Iraqi authorities clamped a total curfew on Shiite Islam's holiest city of Najaf yesterday to thwart attacks a day after 73 people died in twin suicide bombings in nearby Hilla.
In Baghdad, the US military was probing reports that another of its helicopters had gone down near Taji, north of the Iraqi capital.
If confirmed, it would be the third US military helicopter lost in two weeks. A private US security chopper also crashed in Baghdad on Jan. 22.
In the central Iraqi city of Najaf, "the curfew imposed overnight has been extended and includes the entire region around Najaf including Kufa, northeast of the holy city," police said.
Najaf provincial spokesman Ahmad Duaibel said: "Authorities took this decision after receiving information that armed groups planned to launch attacks against the city."
On Sunday, Iraqi and US forces fought members of a Shiite sect north of Najaf, killing more than 250 "Soldiers of Heaven," wounding more than 200 and arresting almost 300 by the time fighting ended early on Monday, a defense ministry spokesman said.
Officials said earlier this week that the well-armed militia and its cult leader planned to attack senior Shiite clerics in Najaf and occupy holy sites there.
In Baghdad, US Lieutenant Colonel Josslyn Aberle said yesterday that the military was checking reports of another helicopter crash.
"We're looking into reports of a helicopter going down north of Baghdad at this time," she said.
An Iraqi army source reported that soldiers saw the US aircraft fall to the earth near the sprawling US military base in Taji.
"We don't know the reasons for the crash, nor its exact site because the US army has sealed off the area," the source said.
On Jan. 20, a Black Hawk helicopter crashed northeast of Baghdad, killing 12 troops, and a US attack helicopter went down on Sunday north of Najaf during the battle with Shiite militiamen, killing its two-man crew.
At least 86 people died in Iraq on Thursday as security officials reported that bitter sectarian attacks had claimed the lives of nearly 2,000 civilians throughout the country last month.
Two suicide bombers killed 73 people and wounded 163 on Thursday when they targeted the center of Hilla, the predominantly Shiite capital of Babil province south of Baghdad, security and medical sources said.
The initial blast sent a panicked crowd fleeing in the direction of the second bomber, who then blew himself up, police officer Kazem al-Shamari said.

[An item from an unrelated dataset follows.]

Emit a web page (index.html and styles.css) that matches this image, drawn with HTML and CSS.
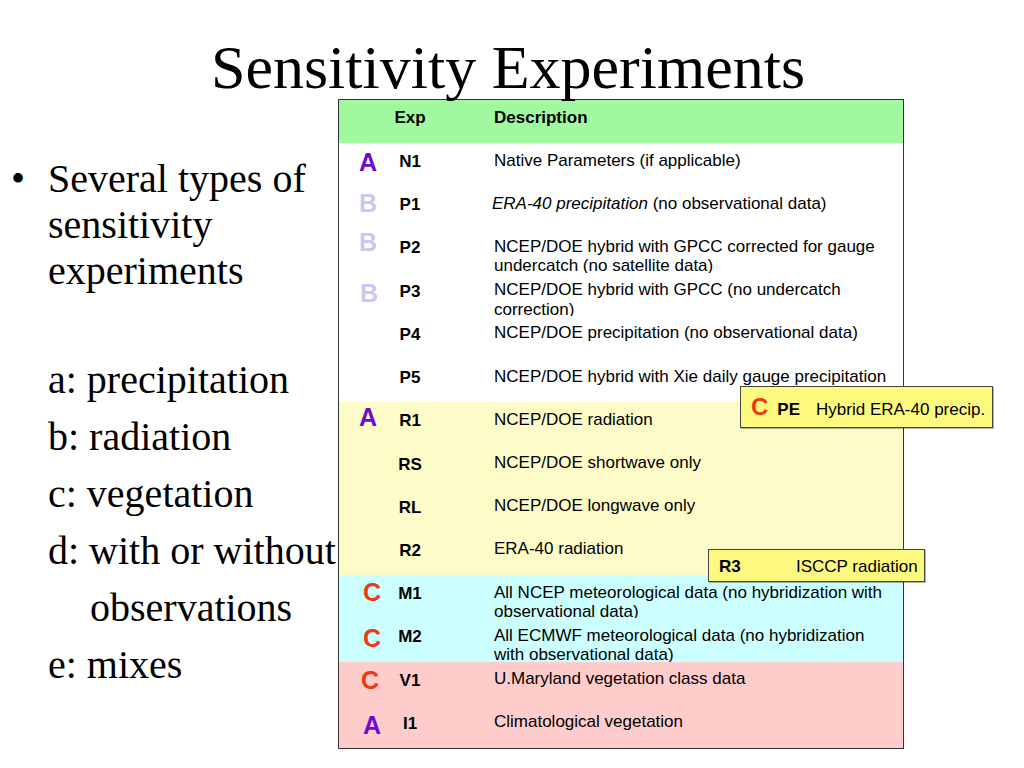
FILE: index.html
```html
<!DOCTYPE html>
<html lang="en">
<head>
<meta charset="utf-8">
<title>Sensitivity Experiments</title>
<link rel="stylesheet" href="styles.css">
</head>
<body>
<div class="slide">
  <h1 class="title">Sensitivity Experiments</h1>
  <div class="content">
    <div class="bullets">
      <div class="bullet-item">
        <span class="dot">•</span>
        <p class="lead">Several types of<br>sensitivity<br>experiments</p>
      </div>
      <div class="list">
        <p>a: precipitation</p>
        <p>b: radiation</p>
        <p>c: vegetation</p>
        <p class="hang">d: with or without<br>observations</p>
        <p>e: mixes</p>
      </div>
    </div>
    <div class="table">
      <div class="row g-head"><span class="let"></span><span class="exp head-pad">Exp</span><span class="desc head-pad bold">Description</span></div>
      <div class="row g-white"><span class="let ca">A</span><span class="exp">N1</span><span class="desc">Native Parameters (if applicable)</span></div>
      <div class="row g-white"><span class="let cb p5">B</span><span class="exp">P1</span><span class="desc"><i class="it">ERA-40 precipitation</i> (no observational data)</span></div>
      <div class="row g-white"><span class="let cb p1">B</span><span class="exp">P2</span><span class="desc">NCEP/DOE hybrid with GPCC corrected for gauge<br>undercatch (no satellite data)</span></div>
      <div class="row g-white"><span class="let cb p8 r1">B</span><span class="exp">P3</span><span class="desc">NCEP/DOE hybrid with GPCC (no undercatch<br>correction)</span></div>
      <div class="row g-white"><span class="let"></span><span class="exp">P4</span><span class="desc">NCEP/DOE precipitation (no observational data)</span></div>
      <div class="row g-white"><span class="let"></span><span class="exp">P5</span><span class="desc">NCEP/DOE hybrid with Xie daily gauge precipitation</span></div>
      <div class="row g-yel"><span class="let ca p3">A</span><span class="exp">R1</span><span class="desc">NCEP/DOE radiation</span></div>
      <div class="row g-yel"><span class="let"></span><span class="exp">RS</span><span class="desc">NCEP/DOE shortwave only</span></div>
      <div class="row g-yel"><span class="let"></span><span class="exp">RL</span><span class="desc">NCEP/DOE longwave only</span></div>
      <div class="row g-yel"><span class="let"></span><span class="exp">R2</span><span class="desc">ERA-40 radiation</span></div>
      <div class="row g-cyan"><span class="let cc p5 r4">C</span><span class="exp">M1</span><span class="desc">All NCEP meteorological data (no hybridization with<br>observational data)</span></div>
      <div class="row g-cyan"><span class="let cc p8 r4">C</span><span class="exp">M2</span><span class="desc">All ECMWF meteorological data (no hybridization<br>with observational data)</span></div>
      <div class="row g-pink"><span class="let cc p6 r2">C</span><span class="exp">V1</span><span class="desc">U.Maryland vegetation class data</span></div>
      <div class="row g-pink"><span class="let ca p8 r4">A</span><span class="exp">I1</span><span class="desc">Climatological vegetation</span></div>
    </div>
  </div>
  <div class="callout pe">
    <span class="big cc">C</span><span class="bold tag-pe">PE</span><span class="note-pe">Hybrid ERA-40 precip.</span>
  </div>
  <div class="callout r3">
    <span class="bold tag-r3">R3</span><span>ISCCP radiation</span>
  </div>
</div>
</body>
</html>
```

FILE: styles.css
```css
html, body {
  margin: 0;
  padding: 0;
  background: #ffffff;
}

.slide {
  position: relative;
  width: 1024px;
  height: 768px;
  overflow: hidden;
  background: #ffffff;
  color: #000000;
  font-family: "Liberation Serif", "Times New Roman", serif;
}

.title {
  position: relative;
  z-index: 1;
  box-sizing: border-box;
  height: 99px;
  margin: 0;
  padding: 32px 8px 0 0;
  font-size: 62px;
  line-height: 70px;
  font-weight: normal;
  text-align: center;
}

.content {
  display: flex;
  align-items: flex-start;
}

/* left bullet column */
.bullets {
  width: 338px;
  flex: none;
  padding-top: 57px;
  font-size: 40px;
}

.bullet-item {
  display: flex;
}

.dot {
  width: 37px;
  margin-left: 11px;
  flex: none;
  line-height: 46px;
}

.lead {
  margin: 0;
  line-height: 46px;
}

.list {
  margin-top: 57px;
  padding-left: 48px;
}

.list p {
  margin: 0;
  line-height: 57px;
  white-space: nowrap;
}

.list .hang {
  padding-left: 42px;
  text-indent: -42px;
}

/* table */
.table {
  width: 566px;
  height: 650px;
  flex: none;
  box-sizing: border-box;
  border: 1px solid #333333;
  display: grid;
  grid-template-rows: 43px repeat(14, 1fr);
  font-family: "Liberation Sans", Arial, sans-serif;
  font-size: 17px;
}

.row {
  display: grid;
  grid-template-columns: 45px 52px 1fr;
  min-height: 0;
}

.g-head { background: #a0f8a0; }
.g-white { background: #ffffff; }
.g-yel { background: #fdfbc8; }
.g-cyan { background: #ccffff; }
.g-pink { background: #ffcccc; }

.let {
  padding-top: 7px;
  padding-left: 20px;
  font-size: 25px;
  line-height: 25px;
  font-weight: bold;
}

.let.p1 { padding-top: 1px; }
.let.p3 { padding-top: 3px; }
.let.p5 { padding-top: 5px; }
.let.p6 { padding-top: 6px; }
.let.p8 { padding-top: 8px; }
.let.r1 { padding-left: 21px; }
.let.r2 { padding-left: 22px; }
.let.r4 { padding-left: 24px; }

.ca { color: #6a0ad2; }
.cb { color: #c8c8f6; }
.cc { color: #ee3a12; }

.exp {
  padding-top: 8px;
  line-height: 21px;
  font-weight: bold;
  text-align: center;
  white-space: nowrap;
}

.desc {
  padding-top: 7.5px;
  padding-left: 58px;
  line-height: 19.5px;
  white-space: nowrap;
}

.head-pad {
  padding-top: 7px;
}

.desc.head-pad {
  padding-top: 7.5px;
}

.bold {
  font-weight: bold;
}

.it {
  font-style: italic;
  margin-left: -2px;
}

/* callouts */
.callout {
  position: absolute;
  box-sizing: border-box;
  display: flex;
  align-items: baseline;
  border: 1px solid #444444;
  background: #fdf97f;
  box-shadow: 1px 1px 0 rgba(0, 0, 0, 0.3);
  font-family: "Liberation Sans", Arial, sans-serif;
  font-size: 17px;
  line-height: 21px;
  white-space: nowrap;
}

.pe {
  left: 740px;
  top: 386px;
  width: 253px;
  height: 42px;
  padding: 8px 0 0 10px;
}

.big {
  font-size: 24px;
  line-height: 24px;
  font-weight: bold;
}

.tag-pe {
  margin-left: 9px;
}

.note-pe {
  margin-left: 16px;
}

.r3 {
  left: 708px;
  top: 549px;
  width: 217px;
  height: 33px;
  padding: 6px 0 0 10px;
}

.tag-r3 {
  width: 77px;
  flex: none;
}
```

Also on Thursday in southern Iraq, a mass grave containing the remains of 200 to 250 people -- probably Kurds -- was discovered near the border with Saudi Arabia, a provincial official said.
Amin Mohammed Amin said the grave was found west of the town of Salman, less than 1km from a former detention camp, thanks to reports from inhabitants of the mainly deserted region.
The grave extended over more than 200m2 and included the bodies of men, women and children in Kurdish clothing, he added.
In Washington, a report concluded on Thursday that US President George W. Bush's plan to send 21,500 troops to help stem sectarian bloodshed could result in an increased US force of up to 48,000 soldiers.
The Congressional Budget Office said that when non-combat support troops were included, the real number of additional troops deployed in Iraq could reach 35,000 to 48,000.
General George C. Casey, the outgoing US commander in Iraq, said Baghdad could be secured with three fewer US brigades than foreseen.
Casey also defended his past reluctance to call for reinforcements even as sectarian violence spread.
The US military reported the death of one more soldier on Thursday in a road accident in northern Iraq, which takes US losses since the March 2003 invasion to 3,081.